Published: Jul 15, at 3:00pm ET

Tunnel boring machines have an image problem in Seattle, and the city earned it fair and square. In December 2013, a machine named Bertha stopped dead roughly 1,000 feet into a 9,270-foot dig under downtown. Her cutterhead was 57.5 feet across, the largest in the world at the time.

Crews couldn’t reverse her out. So they dug a pit down from the street instead, hoisted her broken front end up into daylight, rebuilt it, and lowered it back into the hole. That repair took two years, and the SR 99 tunnel she was cutting didn’t open to traffic until February 4, 2019, per Washington State DOT.

There is a tunnel boring machine working under Seattle right now. It’s 7 feet across, nobody rides inside it, and by the start of July it had passed under NW Market Street on its way north beneath 24th Ave NW.

Most of Ballard has no idea it’s down there. Which is precisely the plan.

Bertha is the reason you picture these things as monsters

Bertha showed up from Osaka in more than 40 pieces weighing 6,700 tons, stretched 326 feet end to end, and cost $80 million. Tunneling trade magazine TBM counted roughly 700 cutting tools on that 57.5-foot face and more than 100 people a day operating and maintaining her.

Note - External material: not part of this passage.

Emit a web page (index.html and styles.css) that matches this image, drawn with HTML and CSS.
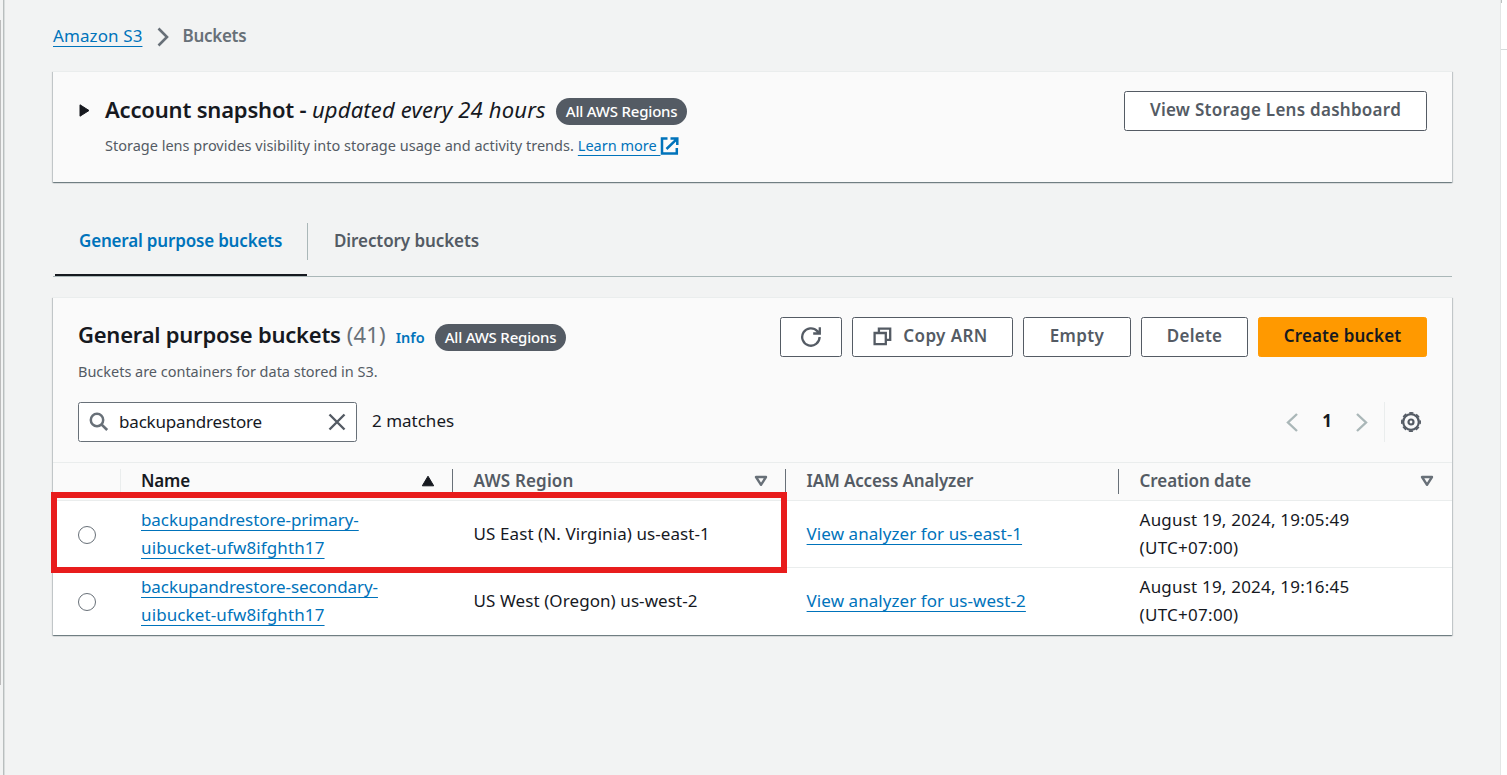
FILE: index.html
```html
<!DOCTYPE html>
<html lang="en">
<head>
<meta charset="utf-8">
<title>Buckets - Amazon S3</title>
<link rel="stylesheet" href="styles.css">
</head>
<body>
<div class="app">
  <div class="rail-left"><div class="scrollbar"></div></div>
  <main class="content">
    <nav class="breadcrumb">
      <a class="link crumb-link" href="#">Amazon S3</a>
      <svg class="crumb-sep" width="12" height="20" viewBox="0 0 12 20"><path d="M1.5 1.5 10 10 1.5 18.5" fill="none" stroke="#687078" stroke-width="2.6"/></svg>
      <span class="crumb-current">Buckets</span>
    </nav>

    <section class="card snapshot">
      <svg class="caret" width="11" height="13" viewBox="0 0 11 13"><path d="M1 .8 10 6.5 1 12.2z" fill="#16191f" stroke="#16191f" stroke-linejoin="round"/></svg>
      <div class="snapshot-body">
        <div class="title-line">
          <h2 class="title snap-title">Account snapshot - <em class="snap-em">updated every 24 hours</em></h2>
          <span class="badge">All AWS Regions</span>
        </div>
        <p class="desc snap-desc"><span class="snap-text">Storage lens provides visibility into storage usage and activity trends.</span> <a class="link learn" href="#">Learn more&nbsp;</a><svg class="ext" width="19" height="18" viewBox="0 0 19 18"><path d="M7.5 1.6H2v14.8h14.8V11M10.5 1.6h6.8V8M17 1.8 6.5 12" fill="none" stroke="#0073bb" stroke-width="2.5"/></svg></p>
      </div>
      <button class="btn btn-lens"><span class="t-lens">View Storage Lens dashboard</span></button>
    </section>

    <div class="tabs">
      <div class="tab tab-active"><span class="t-tab1">General purpose buckets</span></div>
      <div class="tab"><span class="t-tab2">Directory buckets</span></div>
    </div>

    <section class="card buckets">
      <header class="buckets-head">
        <div class="head-text">
          <div class="title-line">
            <h2 class="title buckets-title">General purpose buckets</h2>
            <span class="count">(41)</span>
            <a class="info" href="#">Info</a>
            <span class="badge">All AWS Regions</span>
          </div>
          <p class="desc buckets-desc">Buckets are containers for data stored in S3.</p>
        </div>
        <div class="actions">
          <button class="btn btn-refresh"><svg width="22" height="22" viewBox="0 0 22 22"><path d="M19.6 11a8.7 8.7 0 1 1-2.3-5.9l1.5 1.6M19.8 1.2v6.3h-6.6" fill="none" stroke="#545b64" stroke-width="2.3"/></svg></button>
          <button class="btn btn-copy"><svg width="19" height="19" viewBox="0 0 19 19"><path d="M1.6 6h11.2v11.2H1.6zM5.9 5.5V1.7h11.3v11.2h-4" fill="none" stroke="#545b64" stroke-width="2.3"/></svg><span class="t-copy">Copy ARN</span></button>
          <button class="btn btn-empty"><span class="t-empty">Empty</span></button>
          <button class="btn btn-delete"><span class="t-delete">Delete</span></button>
          <button class="btn btn-create"><span class="t-create">Create bucket</span></button>
        </div>
      </header>

      <div class="toolbar">
        <div class="search">
          <svg width="20" height="20" viewBox="0 0 20 20"><circle cx="8" cy="8" r="6.2" fill="none" stroke="#687078" stroke-width="2.5"/><path d="m12.4 12.4 5.8 5.6" stroke="#687078" stroke-width="2.7"/></svg>
          <span class="search-text">backupandrestore</span>
          <svg width="18" height="18" viewBox="0 0 18 18"><path d="m1.5 1.5 15 15m0-15-15 15" stroke="#545b64" stroke-width="2.4"/></svg>
        </div>
        <span class="matches">2 matches</span>
        <div class="pager">
          <svg width="12" height="19" viewBox="0 0 12 19"><path d="M11 1 2 9.5 11 18" fill="none" stroke="#aab7b8" stroke-width="2.4"/></svg>
          <span class="page-no">1</span>
          <svg width="12" height="19" viewBox="0 0 12 19"><path d="m1 1 9 8.5L1 18" fill="none" stroke="#aab7b8" stroke-width="2.4"/></svg>
        </div>
        <div class="prefs">
          <svg width="22" height="22" viewBox="0 0 22 22"><circle cx="11" cy="11" r="7.8" fill="none" stroke="#545b64" stroke-width="2.2"/><circle cx="11" cy="11" r="9.2" fill="none" stroke="#545b64" stroke-width="1.6" stroke-dasharray="4.2 3.026" stroke-dashoffset="2.1"/><circle cx="11" cy="11" r="2.5" fill="none" stroke="#545b64" stroke-width="2.2"/></svg>
        </div>
      </div>

      <div class="table">
        <div class="row row-head">
          <div class="th th-check"></div>
          <div class="th th-name"><span class="h-name">Name</span><svg width="14" height="12" viewBox="0 0 14 12"><path d="M7 1.2 12.7 10.8H1.3z" fill="#16191f" stroke="#16191f" stroke-linejoin="round"/></svg></div>
          <div class="th"><span class="h-region">AWS Region</span><svg width="14" height="12" viewBox="0 0 14 12"><path d="M2 2h10L7 9.8z" fill="none" stroke="#687078" stroke-width="2.4" stroke-linejoin="round"/></svg></div>
          <div class="th"><span class="h-iam">IAM Access Analyzer</span></div>
          <div class="th"><span class="h-date">Creation date</span><svg width="14" height="12" viewBox="0 0 14 12"><path d="M2 2h10L7 9.8z" fill="none" stroke="#687078" stroke-width="2.4" stroke-linejoin="round"/></svg></div>
        </div>
        <div class="row">
          <div class="td-check"><span class="radio"></span></div>
          <div class="td td-name"><a class="link" href="#"><span class="c-primary">backupandrestore-primary-</span><br><span class="c-ui">uibucket-ufw8ifghth17</span></a></div>
          <div class="td"><span class="c-east">US East (N. Virginia) us-east-1</span></div>
          <div class="td"><a class="link c-view" href="#">View analyzer for us-east-1</a></div>
          <div class="td"><span class="c-date">August 19, 2024, 19:05:49</span><br><span class="c-utc">(UTC+07:00)</span></div>
          <div class="highlight"></div>
        </div>
        <div class="row row-last">
          <div class="td-check"><span class="radio"></span></div>
          <div class="td td-name"><a class="link" href="#"><span class="c-primary">backupandrestore-secondary-</span><br><span class="c-ui">uibucket-ufw8ifghth17</span></a></div>
          <div class="td"><span class="c-east">US West (Oregon) us-west-2</span></div>
          <div class="td"><a class="link c-view" href="#">View analyzer for us-west-2</a></div>
          <div class="td"><span class="c-date">August 19, 2024, 19:16:45</span><br><span class="c-utc">(UTC+07:00)</span></div>
        </div>
      </div>
    </section>
  </main>
  <div class="rail-right"><div class="rail-panel"></div></div>
</div>
</body>
</html>
```
FILE: styles.css
```css
* { box-sizing: border-box; }
body {
  margin: 0;
  font-family: "Noto Sans", "Open Sans", sans-serif;
  font-size: 17px;
  line-height: 28px;
  color: #16191f;
  background: #f2f3f3;
}
h2, p { margin: 0; }
.app { display: flex; width: 1507px; height: 775px; overflow: hidden; }
.rail-left { width: 5px; flex: none; padding-top: 20px; border-right: 1px solid #d9dddd; box-shadow: inset -1px 0 #b9bebe; }
.scrollbar { width: 1px; height: 665px; background: #bcbcbc; }
.rail-right { width: 7px; flex: none; border-left: 1px solid #e3e6e6; background: #fff; }
.rail-panel { height: 50px; border-bottom: 1px solid #d5dbdb; background: linear-gradient(#bcc0c0, #bcc0c0) 0 0 / 1px 3px no-repeat; }
.content { flex: 1; padding: 0 48px; white-space: nowrap; }

.link { color: #0073bb; text-decoration: underline; text-decoration-thickness: 1px; text-underline-offset: 4px; text-decoration-skip-ink: none; }
.card { border-top: 1px solid #eaeded; box-shadow: 0 1px 1px rgba(0,28,36,.36), 1px 1px 1px rgba(0,28,36,.15), -1px 1px 1px rgba(0,28,36,.15); background: #fafafa; }

.breadcrumb { display: flex; height: 71px; align-items: center; }
.crumb-link { letter-spacing: .1px; }
.crumb-sep { margin: 3px 13.5px 0 14.6px; }
.crumb-current { color: #687078; font-weight: 600; letter-spacing: -.3px; }

.snapshot { display: flex; height: 111px; padding: 19px 25px 0 26px; align-items: flex-start; }
.caret { margin: 13px 15px 0 0; }
.snapshot-body { flex: 1; }
.title-line { display: flex; height: 38px; align-items: center; }
.title { padding-bottom: 3px; font-size: 22px; font-weight: 600; line-height: 28px; letter-spacing: -.24px; }
.snap-title { letter-spacing: -.19px; }
.snap-em { font-weight: 400; letter-spacing: .17px; }
.badge { height: 27px; margin: 2px 0 0 10px; padding: 0 10px; border-radius: 14px; background: #545b64; color: #fff; font-size: 15px; line-height: 27px; font-weight: 500; letter-spacing: -.2px; }
.desc { display: flex; font-size: 14.5px; line-height: 20px; color: #545b64; }
.snap-desc { padding-top: 6px; }
.snap-text { margin-right: 4px; }
.ext { margin-top: 2px; }

.btn { display: flex; align-items: center; justify-content: center; height: 40px; padding: 0 0 2px; border: 1px solid #545b64; border-radius: 2.5px; background: #fff; color: #545b64; font: 600 17px/28px "Noto Sans", "Open Sans", sans-serif; }
.btn-lens { width: 303px; }
.t-lens { letter-spacing: .27px; }

.tabs { display: flex; height: 95px; padding: 24px 0 0 2px; border-bottom: 1px solid #aab7b8; margin: 0 0 20px; }
.tab { padding: 21px 25px 0 27px; color: #545b64; font-weight: 600; letter-spacing: -.09px; }
.tab-active { position: relative; width: 252px; padding-left: 24px; border-bottom: 2px solid #16191f; color: #0073bb; letter-spacing: -.18px; }
.tab-active::after { content: ""; position: absolute; top: 17px; right: -1px; width: 1px; height: 37px; background: #aab7b8; }

.buckets { height: 338px; }
.buckets-head { display: flex; justify-content: space-between; height: 104px; padding: 19px 25px 0; }
.buckets-title, .count { padding-bottom: 5px; }
.count { margin: 0 0 0 6px; color: #687078; font-size: 22px; letter-spacing: .15px; }
.info { margin: 1px 0 0 10px; color: #0073bb; font-size: 14.5px; font-weight: 600; text-decoration: none; }
.buckets-desc { padding-top: 6px; letter-spacing: -.02px; }
.actions { display: flex; gap: 10px; }
.btn-refresh { width: 62px; padding: 0; }
.btn-copy { width: 161px; gap: 11px; padding-right: 4px; }
.btn-copy svg { margin-top: 1px; }
.t-copy, .t-empty { letter-spacing: .4px; }
.btn-empty { width: 108px; }
.btn-delete { width: 107px; }
.t-delete { letter-spacing: .25px; }
.btn-create { width: 169px; border-color: #ff9900; background: #ff9900; color: #16191f; }
.t-create { letter-spacing: .12px; }

.toolbar { display: flex; height: 60px; padding: 0 30px 0 25px; }
.search { display: flex; align-items: center; width: 279px; height: 40px; padding: 0 10px 0 9.5px; border: 1px solid #687078; border-radius: 2.5px; background: #fff; }
.search-text { flex: 1; margin-left: 10.5px; letter-spacing: -.18px; }
.matches { margin: 5px 0 0 15px; }
.pager { display: flex; align-items: center; height: 40px; margin-left: auto; }
.page-no { width: 10px; margin: 0 24px 2px; font-weight: 700; text-align: center; }
.prefs { display: flex; align-items: center; height: 40px; margin-left: 16px; padding-left: 15px; border-left: 1px solid #eaeded; }

.table { border-top: 1px solid #eaeded; }
.row { position: relative; display: grid; grid-template-columns: 68px 332px 333px 333px 333px; height: 67px; align-items: center; border-bottom: 1px solid #eaeded; background: #fff; }
.row-head { height: 38px; background: #fafafa; align-items: start; }
.row-last { border-bottom-color: #fff; }
.th { display: flex; align-items: center; justify-content: space-between; height: 25px; margin-top: 6px; padding: 0 17px 2px 20.6px; border-right: 1px solid #687078; color: #545b64; font-weight: 600; }
.th:last-child { padding-right: 18px; border-right: 0; }
.th-check { border-right-color: #eaeded; }
.th-name { padding-left: 20px; color: #16191f; }
.h-name { letter-spacing: -.2px; }
.h-region { letter-spacing: .15px; }
.h-iam { letter-spacing: -.15px; }
.h-date { letter-spacing: -.08px; }
.td { padding-left: 20.6px; }
.td-name { padding-left: 20px; }
.c-primary { letter-spacing: -.08px; }
.c-ui { letter-spacing: .12px; }
.c-east { letter-spacing: .08px; }
.c-view { letter-spacing: .07px; }
.c-date { letter-spacing: .2px; }
.c-utc { letter-spacing: .28px; }
.td-check { padding: 1px 0 0 25px; }
.radio { display: block; width: 18px; height: 18px; border: 1.3px solid #687078; border-radius: 50%; }
.highlight { position: absolute; z-index: 1; left: -2px; top: -9px; width: 736px; height: 81px; border: 6px solid #e81c1c; }
```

The spec sheet for the machine under Ballard fits in one line. Per Seattle Public Utilities’ June bulletin, filed under the headline Honey, I shrunk MudHoney!, it’s 7 feet in diameter with 10 disc cutters at the front.

Ten. Not 700.

Seven feet is about four inches wider than a standard interior door is tall. Line eight of those bores up side by side and you’d just about span Bertha’s face.

The crew is 6 to 10 people, and every one of them works above ground. They steer from a control station on the surface that SPU cheerfully calls “our own NASA mission control center”. Generous. The underlying fact is real, though: nobody goes in the hole.

Set that against the pair of 1,680-ton Herrenknecht borers waiting in a New Jersey trench, where roughly 40 people work inside the machine while it digs.

It doesn’t drive itself forward. It gets shoved.

This is where the small machines stop being a shrunken copy of the big ones and turn into a different animal entirely.

A borer like Bertha carries its own drivetrain. It shoves off the ring of concrete segments it just built, grinds ahead a few feet, stops, builds the next ring, repeats. Montreal’s 2,000-ton Lisette works the same way under the city’s east end, erecting her tunnel wall behind her as she chews.

The Ballard machine has none of that. Behind the cutting head and its steering joint there is nothing but pipe.

The push comes from hydraulic jacks parked in the launch shaft, braced against a purpose-built reaction wall. The project’s July construction update, reported by neighborhood outlet My Ballard, has crews at 24th Ave NW and NW 56th St building exactly that: a support wall to push the tunneling equipment forward.

Then it’s a cycle. Crews lower a section of pipe into the shaft, slot it in behind the machine, and the jacks drive the whole train ahead one pipe length. Jacks retract, next pipe drops in, push again. SPU describes the same sequence in plainer words: pipe segments lowered into the shaft, then pushed into place.

So the pipe isn’t a liner fitted after the tunnel exists. The pipe is the tunnel, and it’s the drivetrain too. Every foot the cutter head gains, it gains because the entire string of concrete behind it is being squeezed forward from a shaft it left weeks ago.

That comes with an obvious catch. The longer the string, the more ground friction it drags along with it. Pipe jacking crews fight back by cutting the bore slightly wider than the pipe and pumping bentonite slurry into the gap as lubricant, which is why these drives get planned around how far apart you can afford to sink shafts.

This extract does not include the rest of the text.